#### [Task]
Reproduce all of the data exactly.
#### Data lines
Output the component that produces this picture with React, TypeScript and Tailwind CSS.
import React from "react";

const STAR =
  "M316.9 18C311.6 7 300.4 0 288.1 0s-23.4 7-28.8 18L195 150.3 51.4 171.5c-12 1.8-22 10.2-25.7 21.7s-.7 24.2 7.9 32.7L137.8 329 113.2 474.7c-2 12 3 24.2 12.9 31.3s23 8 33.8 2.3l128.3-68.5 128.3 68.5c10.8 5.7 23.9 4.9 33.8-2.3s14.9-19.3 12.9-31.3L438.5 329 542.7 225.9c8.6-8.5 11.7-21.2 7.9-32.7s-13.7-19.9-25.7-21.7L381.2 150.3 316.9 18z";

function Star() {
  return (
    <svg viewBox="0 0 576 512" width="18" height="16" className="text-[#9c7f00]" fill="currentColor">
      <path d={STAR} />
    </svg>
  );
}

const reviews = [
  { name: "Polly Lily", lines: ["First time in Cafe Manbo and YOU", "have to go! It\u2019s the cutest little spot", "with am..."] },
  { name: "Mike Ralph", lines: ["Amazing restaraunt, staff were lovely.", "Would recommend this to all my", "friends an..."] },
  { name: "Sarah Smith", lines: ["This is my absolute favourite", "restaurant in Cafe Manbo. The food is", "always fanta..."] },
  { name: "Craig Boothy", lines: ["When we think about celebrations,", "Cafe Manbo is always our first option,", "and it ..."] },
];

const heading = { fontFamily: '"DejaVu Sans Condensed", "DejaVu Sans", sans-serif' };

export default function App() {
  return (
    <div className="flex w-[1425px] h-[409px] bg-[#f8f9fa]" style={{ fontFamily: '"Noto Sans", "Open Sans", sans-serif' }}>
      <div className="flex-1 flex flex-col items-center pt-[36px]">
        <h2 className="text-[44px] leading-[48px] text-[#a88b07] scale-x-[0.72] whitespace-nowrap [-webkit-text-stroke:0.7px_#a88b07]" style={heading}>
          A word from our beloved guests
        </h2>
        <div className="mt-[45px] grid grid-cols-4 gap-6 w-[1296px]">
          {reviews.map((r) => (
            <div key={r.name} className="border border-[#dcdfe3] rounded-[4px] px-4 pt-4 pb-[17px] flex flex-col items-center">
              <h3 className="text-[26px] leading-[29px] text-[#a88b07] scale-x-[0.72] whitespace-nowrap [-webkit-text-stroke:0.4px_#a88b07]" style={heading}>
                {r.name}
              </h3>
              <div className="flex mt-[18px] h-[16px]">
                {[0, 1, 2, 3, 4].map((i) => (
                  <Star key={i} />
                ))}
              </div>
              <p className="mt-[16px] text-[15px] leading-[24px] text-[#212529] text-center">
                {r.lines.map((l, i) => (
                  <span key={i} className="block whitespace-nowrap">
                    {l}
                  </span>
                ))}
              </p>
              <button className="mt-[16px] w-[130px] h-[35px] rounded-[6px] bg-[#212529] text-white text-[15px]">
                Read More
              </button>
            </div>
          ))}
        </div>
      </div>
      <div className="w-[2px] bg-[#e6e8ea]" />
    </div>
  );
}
########
#### [Output of the exercise]
Output the component that produces this picture with React, TypeScript and Tailwind CSS.
import React from "react";

const STAR =
  "M316.9 18C311.6 7 300.4 0 288.1 0s-23.4 7-28.8 18L195 150.3 51.4 171.5c-12 1.8-22 10.2-25.7 21.7s-.7 24.2 7.9 32.7L137.8 329 113.2 474.7c-2 12 3 24.2 12.9 31.3s23 8 33.8 2.3l128.3-68.5 128.3 68.5c10.8 5.7 23.9 4.9 33.8-2.3s14.9-19.3 12.9-31.3L438.5 329 542.7 225.9c8.6-8.5 11.7-21.2 7.9-32.7s-13.7-19.9-25.7-21.7L381.2 150.3 316.9 18z";

function Star() {
  return (
    <svg viewBox="0 0 576 512" width="18" height="16" className="text-[#9c7f00]" fill="currentColor">
      <path d={STAR} />
    </svg>
  );
}

const reviews = [
  { name: "Polly Lily", lines: ["First time in Cafe Manbo and YOU", "have to go! It\u2019s the cutest little spot", "with am..."] },
  { name: "Mike Ralph", lines: ["Amazing restaraunt, staff were lovely.", "Would recommend this to all my", "friends an..."] },
  { name: "Sarah Smith", lines: ["This is my absolute favourite", "restaurant in Cafe Manbo. The food is", "always fanta..."] },
  { name: "Craig Boothy", lines: ["When we think about celebrations,", "Cafe Manbo is always our first option,", "and it ..."] },
];

const heading = { fontFamily: '"DejaVu Sans Condensed", "DejaVu Sans", sans-serif' };

export default function App() {
  return (
    <div className="flex w-[1425px] h-[409px] bg-[#f8f9fa]" style={{ fontFamily: '"Noto Sans", "Open Sans", sans-serif' }}>
      <div className="flex-1 flex flex-col items-center pt-[36px]">
        <h2 className="text-[44px] leading-[48px] text-[#a88b07] scale-x-[0.72] whitespace-nowrap [-webkit-text-stroke:0.7px_#a88b07]" style={heading}>
          A word from our beloved guests
        </h2>
        <div className="mt-[45px] grid grid-cols-4 gap-6 w-[1296px]">
          {reviews.map((r) => (
            <div key={r.name} className="border border-[#dcdfe3] rounded-[4px] px-4 pt-4 pb-[17px] flex flex-col items-center">
              <h3 className="text-[26px] leading-[29px] text-[#a88b07] scale-x-[0.72] whitespace-nowrap [-webkit-text-stroke:0.4px_#a88b07]" style={heading}>
                {r.name}
              </h3>
              <div className="flex mt-[18px] h-[16px]">
                {[0, 1, 2, 3, 4].map((i) => (
                  <Star key={i} />
                ))}
              </div>
              <p className="mt-[16px] text-[15px] leading-[24px] text-[#212529] text-center">
                {r.lines.map((l, i) => (
                  <span key={i} className="block whitespace-nowrap">
                    {l}
                  </span>
                ))}
              </p>
              <button className="mt-[16px] w-[130px] h-[35px] rounded-[6px] bg-[#212529] text-white text-[15px]">
                Read More
              </button>
            </div>
          ))}
        </div>
      </div>
      <div className="w-[2px] bg-[#e6e8ea]" />
    </div>
  );
}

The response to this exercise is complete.